After completing pilot training, he was posted to No. 56 Squadron RFC on 17 June 1917. He did not serve there long, being returned to Britain for additional training. He was reassigned, being posted to No. 74 Squadron RFC. He returned to France with this squadron, landing on the Western Front in early 1918. He scored his first aerial victory with them on 29 April, just after the RFC became part of the RAF. On 1 June he was appointed an acting-captain to serve as a flight commander in the squadron.

Glynn was awarded the Distinguished Flying Cross after his double victory on 1 October 1918, although it was not gazetted until 3 December 1918.
His citation read:

- Distinguished Flying Cross
Lieutenant (Acting-Captain) Clive Beverley Glynn (Liverpool Regiment).
This officer has shown remarkable skill and bravery in aerial combat, never hesitating to attack, without regard to disparity of numbers. He has accounted for four machines—two in one flight.

==Combat record==

List of aerial victories
| No. | Date/time | Aircraft | Foe | Result | Location | Notes |
| 1 | 29 April 1918 @ 1140 hours | Royal Aircraft Factory SE.5a | Fokker Triplane | Destroyed | South of Dickebusch Lake | Heinrich Bongartz wounded and shot down |
| 2 | 26 May 1918 @ 0720 hours | Royal Aircraft Factory SE.5a | Pfalz D.III | Driven down out of control | Southeast of Bailleul |  |
| 3 | 23 August 1918 @ 1905 hours | Royal Aircraft Factory SE.5a | Fokker D.VII | Driven down out of control | Passendale, Belgium |  |
| 4 | 25 August 1918 @ 1845 hours | Royal Aircraft Factory SE.5a | Fokker D.VII | Destroyed | Warneton, France |  |
| 5 | 21 September 1918 @ 1845 hours | Royal Aircraft Factory SE.5a | Fokker D.VII | Destroyed | Lille, France |  |
| 6 | 1 October 1918 @ 1400 hours | Royal Aircraft Factory SE.5a | Fokker D.VII | Destroyed | Between Kortrijk and Roeselare, Belgium | Combat cited in DFC award citation |
| 7 | Fokker D.VII | Set afire in midair; destroyed |
| 8 | 9 October 1918 @ 0855 hours | Royal Aircraft Factory SE.5a | Fokker D.VII | Set afire in midair; destroyed | Three miles east of Roeselare, Belgium |  |

==Post World War I==
On 20 February 1919 the engagement of Glynn and Marian King, of Dawlish, Devon, was announced.

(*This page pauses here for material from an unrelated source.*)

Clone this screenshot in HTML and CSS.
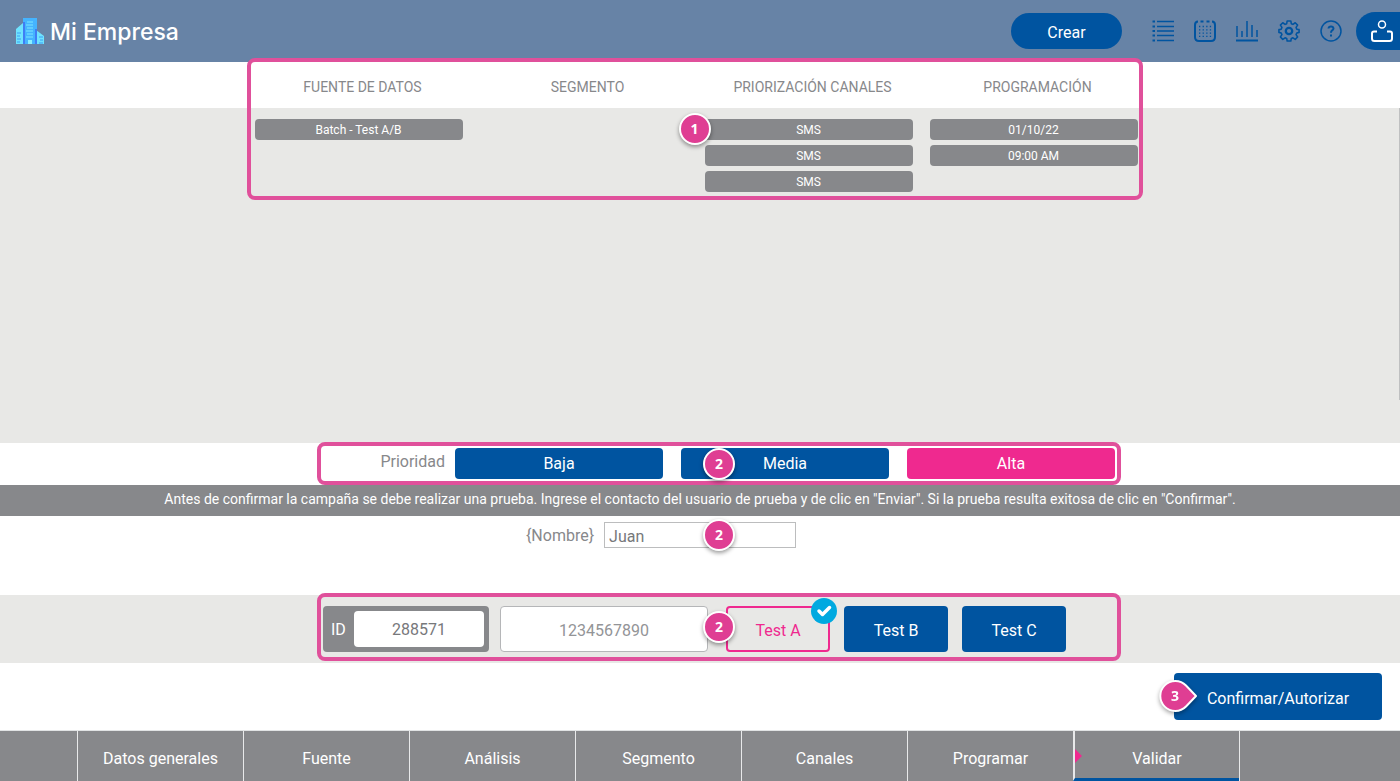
FILE: index.html
```html
<!DOCTYPE html>
<html lang="es">
<head>
<meta charset="utf-8">
<meta name="viewport" content="width=device-width, initial-scale=1">
<title>Mi Empresa - Validar campaña</title>
<link rel="stylesheet" href="styles.css">
</head>
<body>
<header class="topbar">
  <a class="brand" href="#">
    <svg class="brand-logo" viewBox="0 0 28 26" aria-hidden="true">
      <path d="M7 5h1v21H0V11z" fill="#6fe3ff"/>
      <path d="M20 12l8 6v8h-8z" fill="#6fe3ff"/>
      <path d="M7 0h14v26H7z" fill="#45b4ff"/>
      <path d="M7 4h2v22H7zM19 11h2v15h-2z" fill="#3f7ef5"/>
      <path d="M11 4h6M10 7h7M11 10h6M10 13h7M11 16h6M10 19h7" stroke="#7ce6ff" stroke-width="1"/>
      <path d="M1 15h4M1 18h3M1 21h4M1 24h3M23 19h4M24 22h3M23 25h4" stroke="#3f9ef5" stroke-width="1"/>
      <path d="M12 22h4v4h-4z" fill="#8cf0ff"/>
    </svg>
    <span>Mi Empresa</span>
  </a>
  <button class="create" type="button">Crear</button>
  <nav class="tools" aria-label="Herramientas">
    <button class="tool" type="button" aria-label="Lista">
      <svg viewBox="0 0 22 22"><path d="M5 1.500h17M5 6.500h17M5 11h17M5 15.500h17M5 20.500h17" stroke-width="1.500"/><path d="M.5 1.500h2.500M.5 6.500h2.500M.5 11h2.500M.5 15.500h2.500M.5 20.500h2.500" stroke-width="2"/></svg>
    </button>
    <button class="tool" type="button" aria-label="Calendario">
      <svg viewBox="0 0 22 22"><path d="M4 1.500Q1 1.500 1 5v12q0 4 4 4h12q4 0 4-4V5q0-3.500-3-3.500M6.500 1.500h3M12.500 1.500h3" stroke-width="2"/><path d="M5 6.500h13M5 9.800h13M5 13.100h13M5 16.400h13" stroke-width="1.300" stroke-dasharray="1.300 2.300"/></svg>
    </button>
    <button class="tool" type="button" aria-label="Reportes">
      <svg viewBox="0 0 22 22"><path d="M1 6v11M6 11v6M11 1v16M16 5v12M21 10v7" stroke-width="1.500"/><path d="M0 20.500h22" stroke-width="2"/></svg>
    </button>
    <button class="tool" type="button" aria-label="Configuración">
      <svg viewBox="-1 0 24 24"><path d="M9 1h4l.5 3 1.800.8 2.500-1.800 2.600 2.600-1.700 2.500.8 1.900 2.500.5v3l-2.500.7-.8 1.800 1.700 2.500-2.600 2.600-2.500-1.700-1.800.7-.5 2.900H9l-.5-2.900-1.800-.7-2.500 1.700-2.600-2.600L3.300 16l-.8-1.800L0 13.500v-3l2.500-.5.8-1.900-1.700-2.500L4.200 3l2.500 1.800L8.500 4z" stroke-width="1.700" stroke-linejoin="round"/><circle cx="11" cy="12" r="3.500" stroke-width="2.500"/></svg>
    </button>
    <button class="tool" type="button" aria-label="Ayuda">
      <svg viewBox="0 0 22 22"><circle cx="11" cy="11" r="10" stroke-width="1.500"/><path d="M8.500 8.500Q8.700 6.500 11 6.500t2.500 2q0 1.200-1.500 2-1 .7-1 2.300M11 14.500v2" stroke-width="2"/></svg>
    </button>
  </nav>
  <button class="account" type="button" aria-label="Cuenta">
    <svg viewBox="0 0 22 22"><circle cx="11" cy="4.500" r="3.500" stroke-width="1.500"/><path d="M6 11.500H3q-2 0-2 2v5q0 2.500 2.500 2.500h15q2.500 0 2.500-2.500v-5q0-2-2-2h-3" stroke-width="2"/></svg>
  </button>
</header>

<main class="page">
  <section class="summary" aria-label="Resumen">
    <div class="band heads">
      <div class="columns">
        <h2>FUENTE DE DATOS</h2>
        <h2>SEGMENTO</h2>
        <h2>PRIORIZACIÓN CANALES</h2>
        <h2>PROGRAMACIÓN</h2>
        <span class="outline"></span>
      </div>
    </div>
    <div class="band board">
      <div class="columns">
        <ul><li>Batch - Test A/B</li></ul>
        <ul></ul>
        <ul class="marked"><li>SMS</li><li>SMS</li><li>SMS</li><li class="step step-corner">1</li></ul>
        <ul><li>01/10/22</li><li>09:00 AM</li></ul>
      </div>
      <span class="scroll-thumb"></span>
    </div>
  </section>

  <section class="priority">
    <div class="framed priority-frame" role="group" aria-labelledby="prio">
      <span class="priority-label" id="prio">Prioridad</span>
      <button class="level" type="button">Baja</button>
      <button class="level" type="button">Media</button>
      <button class="level level-on" type="button">Alta</button>
      <span class="step step-mid">2</span>
    </div>
  </section>

  <p class="notice">Antes de confirmar la campaña se debe realizar una prueba. Ingrese el contacto del usuario de prueba y de clic en "Enviar". Si la prueba resulta exitosa de clic en "Confirmar".</p>

  <section class="variables">
    <label for="nombre">{Nombre}</label>
    <span class="field"><input id="nombre" type="text" value="Juan"><span class="step step-mid">2</span></span>
  </section>

  <section class="tests">
    <div class="framed tests-frame">
      <div class="id-box"><label for="id">ID</label><input id="id" type="text" value="288571"></div>
      <input class="phone" type="text" aria-label="Teléfono" placeholder="1234567890">
      <div class="test-list">
        <button class="test test-on" type="button">Test A
          <svg class="check" viewBox="0 0 26 26" aria-hidden="true"><circle cx="13" cy="13" r="13" fill="#00a9e0"/><path d="M8 13l3.500 3.500L18.500 9.500" fill="none" stroke="#fff" stroke-width="3.500" stroke-linecap="round" stroke-linejoin="round"/></svg>
        </button>
        <button class="test" type="button">Test B</button>
        <button class="test" type="button">Test C</button>
      </div>
      <span class="step step-mid">2</span>
    </div>
  </section>

  <section class="actions">
    <button class="confirm" type="button">Confirmar/Autorizar
      <span class="pointer"><svg viewBox="0 0 44 44" aria-hidden="true"><path d="M30 10.500L40 21L30 31.500A15 15 0 1 1 30 10.500z" fill="#df3e93" stroke="#fff" stroke-width="2" stroke-linejoin="round"/></svg><span class="pointer-number">3</span></span>
    </button>
  </section>
</main>

<nav class="stages" aria-label="Etapas">
  <span></span>
  <a href="#">Datos generales</a>
  <a href="#">Fuente</a>
  <a href="#">Análisis</a>
  <a href="#">Segmento</a>
  <a href="#">Canales</a>
  <a href="#">Programar</a>
  <a class="current" href="#" aria-current="step">Validar</a>
  <span class="stage-end"></span>
</nav>
</body>
</html>
```

FILE: styles.css
```css
:root {
  --blue: #0054a0;
  --grey: #87888b;
  --light: #e8e8e6;
  --pink: #ef298f;
  --frame: #e0509b;
}

* { box-sizing: border-box; }

body {
  margin: 0;
  min-height: 100vh;
  display: flex;
  flex-direction: column;
  background: #fff;
  color: var(--grey);
  font: 16px/20px Roboto, "Noto Sans", sans-serif;
}

button, input { font: inherit; }
button { padding: 0; border: 0; cursor: pointer; }
a { color: inherit; text-decoration: none; }
h2, ul, p { margin: 0; padding: 0; }

.topbar {
  display: flex;
  align-items: center;
  height: 62px;
  padding-left: 16px;
  background: #6783a6;
}
.brand {
  display: flex;
  align-items: center;
  gap: 6px;
  margin-right: auto;
  color: #fff;
  font: 500 23px/28px Inter, sans-serif;
}
.brand span { padding-top: 2px; }
.brand-logo { width: 28px; height: 26px; }
.create {
  width: 111px;
  height: 36px;
  padding-top: 3px;
  border-radius: 18px;
  background: var(--blue);
  color: #fff;
}
.tools { display: flex; gap: 20px; margin: 0 14px 0 30px; }
.tool { display: flex; background: none; }
.tool svg, .account svg { width: 22px; height: 22px; fill: none; overflow: visible; }
.tool svg { stroke: var(--blue); }
.account {
  display: flex;
  align-items: center;
  width: 44px;
  height: 38px;
  padding-left: 15px;
  border-radius: 19px 0 0 19px;
  background: var(--blue);
}
.account svg { stroke: #fff; }

.page { flex: 1; display: flex; flex-direction: column; }
.summary { flex: 1; display: flex; flex-direction: column; }
.band { position: relative; display: flex; justify-content: center; padding-right: 8px; }
.heads { height: 46px; align-items: center; }
.board { flex: 1; align-items: flex-start; padding-top: 11px; background: var(--light); }
.columns { position: relative; display: grid; grid-template-columns: repeat(4, 208px); column-gap: 17px; }
.heads h2 { padding: 3px 0 0 8px; text-align: center; font-size: 14px; font-weight: 400; line-height: 20px; white-space: nowrap; }
.outline {
  position: absolute;
  z-index: 1;
  top: -16px;
  right: -5px;
  left: -8px;
  height: 142px;
  border: 4px solid var(--frame);
  border-radius: 8px;
}
.columns ul { display: flex; flex-direction: column; gap: 5px; list-style: none; }
.columns li:not(.step) {
  height: 21px;
  border-radius: 4px;
  background: var(--grey);
  color: #fff;
  text-align: center;
  font-size: 12px;
  line-height: 22px;
}
.marked { position: relative; }
.scroll-thumb { position: absolute; top: 0; right: 0; width: 1px; height: 292px; background: #bfc0c1; }

.step {
  position: absolute;
  z-index: 2;
  width: 32px;
  height: 32px;
  border: 2px solid #fff;
  border-radius: 50%;
  background: #df3e93;
  box-shadow: 0 2px 4px rgba(0, 0, 0, .4);
  color: #fff;
  text-align: center;
  font: 700 14px/27px "Open Sans", sans-serif;
}
.step-corner { top: -6px; left: -26px; }
.step-mid { top: calc(50% - 16px); left: calc(50% - 16px); }

.framed {
  position: relative;
  display: flex;
  width: 804px;
  border: 4px solid var(--frame);
  border-radius: 8px;
}
.priority, .tests { display: flex; justify-content: center; padding-left: 38px; }
.priority { height: 42px; }
.priority-frame { height: 43px; margin-top: -1px; align-items: center; justify-content: flex-end; gap: 18px; padding-right: 2px; }
.priority-label { margin: -4px -8px 0 0; }
.level { width: 208px; height: 31px; padding-top: 1px; border-radius: 4px; background: var(--blue); color: #fff; }
.level-on { background: var(--pink); }

.notice { padding: 4px 16px 7px; background: var(--grey); color: #fff; text-align: center; font-size: 14px; }

.variables { display: flex; justify-content: center; align-items: flex-start; gap: 10px; height: 79px; padding: 6px 78px 0 0; }
.variables label { padding-top: 4px; }
.field { position: relative; }
.field input {
  display: block;
  width: 192px;
  height: 26px;
  padding: 3px 4px 0;
  border: 1px solid #bcbdbe;
  background: #fff;
  color: #77787b;
}
.field .step-mid { left: 99px; }

.tests { height: 68px; background: var(--light); }
.tests-frame { height: 68px; margin-top: -2px; align-items: center; gap: 11px; padding: 4px 0 0 2px; }
.id-box { display: flex; align-items: center; gap: 9px; height: 46px; padding: 0 5px 0 8px; border-radius: 4px; background: var(--grey); color: #fff; }
.id-box input { width: 130px; height: 36px; padding: 0; border: 0; border-radius: 4px; background: #fff; color: #77787b; text-align: center; }
.id-box label { width: 14px; padding-top: 2px; }
.phone { width: 208px; height: 46px; padding: 2px 0 0; border: 1px solid #b5b6b8; border-radius: 4px; background: #fff; text-align: center; }
.phone::placeholder { color: #939497; opacity: 1; }
.test-list { display: flex; gap: 14px; margin-left: 7px; }
.test { position: relative; width: 104px; height: 46px; padding-top: 3px; border-radius: 4px; background: var(--blue); color: #fff; }
.test-on { border: 2px solid var(--pink); background: var(--light); color: var(--pink); }
.check { position: absolute; top: -10px; right: -9px; width: 26px; height: 26px; }

.actions { display: flex; justify-content: flex-end; height: 67px; padding: 10px 18px 0; }
.confirm { position: relative; width: 208px; height: 47px; padding-top: 4px; border-radius: 4px; background: var(--blue); color: #fff; }
.pointer { position: absolute; top: 2px; left: -18px; width: 44px; height: 44px; filter: drop-shadow(0 2px 2px rgba(0, 0, 0, .35)); }
.pointer svg { display: block; width: 44px; height: 44px; }
.pointer-number { position: absolute; top: 0; left: 0; width: 38px; text-align: center; font: 700 14px/41px "Open Sans", sans-serif; }

.stages {
  display: grid;
  grid-template-columns: 77fr repeat(7, 166fr) 161fr;
  height: 51px;
  border-top: 1px solid #e1e3e4;
  background: var(--grey);
  color: #fff;
}
.stages a, .stage-end { border-left: 1px solid #e8e9ea; }
.stages a { position: relative; display: flex; align-items: center; justify-content: center; padding-top: 5px; }
.stages .current { border-left-width: 2px; border-bottom: 3px solid var(--blue); padding-top: 8px; }
.current::before {
  content: "";
  position: absolute;
  top: 18px;
  left: 0;
  border: 7px solid transparent;
  border-left-color: var(--pink);
  border-right-width: 0;
}
```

On 30 September 1921 Glynn relinquished his commission and left the Royal Air Force.

Glynn returned for duty in World War II; he was appointed a pilot officer on probation on 2 May 1939 in the Royal Air Force Volunteer Reserve, and confirmed as such on 29 August 1939. However, he had to surrender his commission on 3 May 1941, due to poor health. Glynn died on 4 December 1946, and was buried in Cullompton Cemetery on 9 December.

==Bibliography==
- Shores, Christopher F. (1990). "Above the Trenches: a Complete Record of the Fighter Aces and Units of the British Empire Air Forces 1915-1920"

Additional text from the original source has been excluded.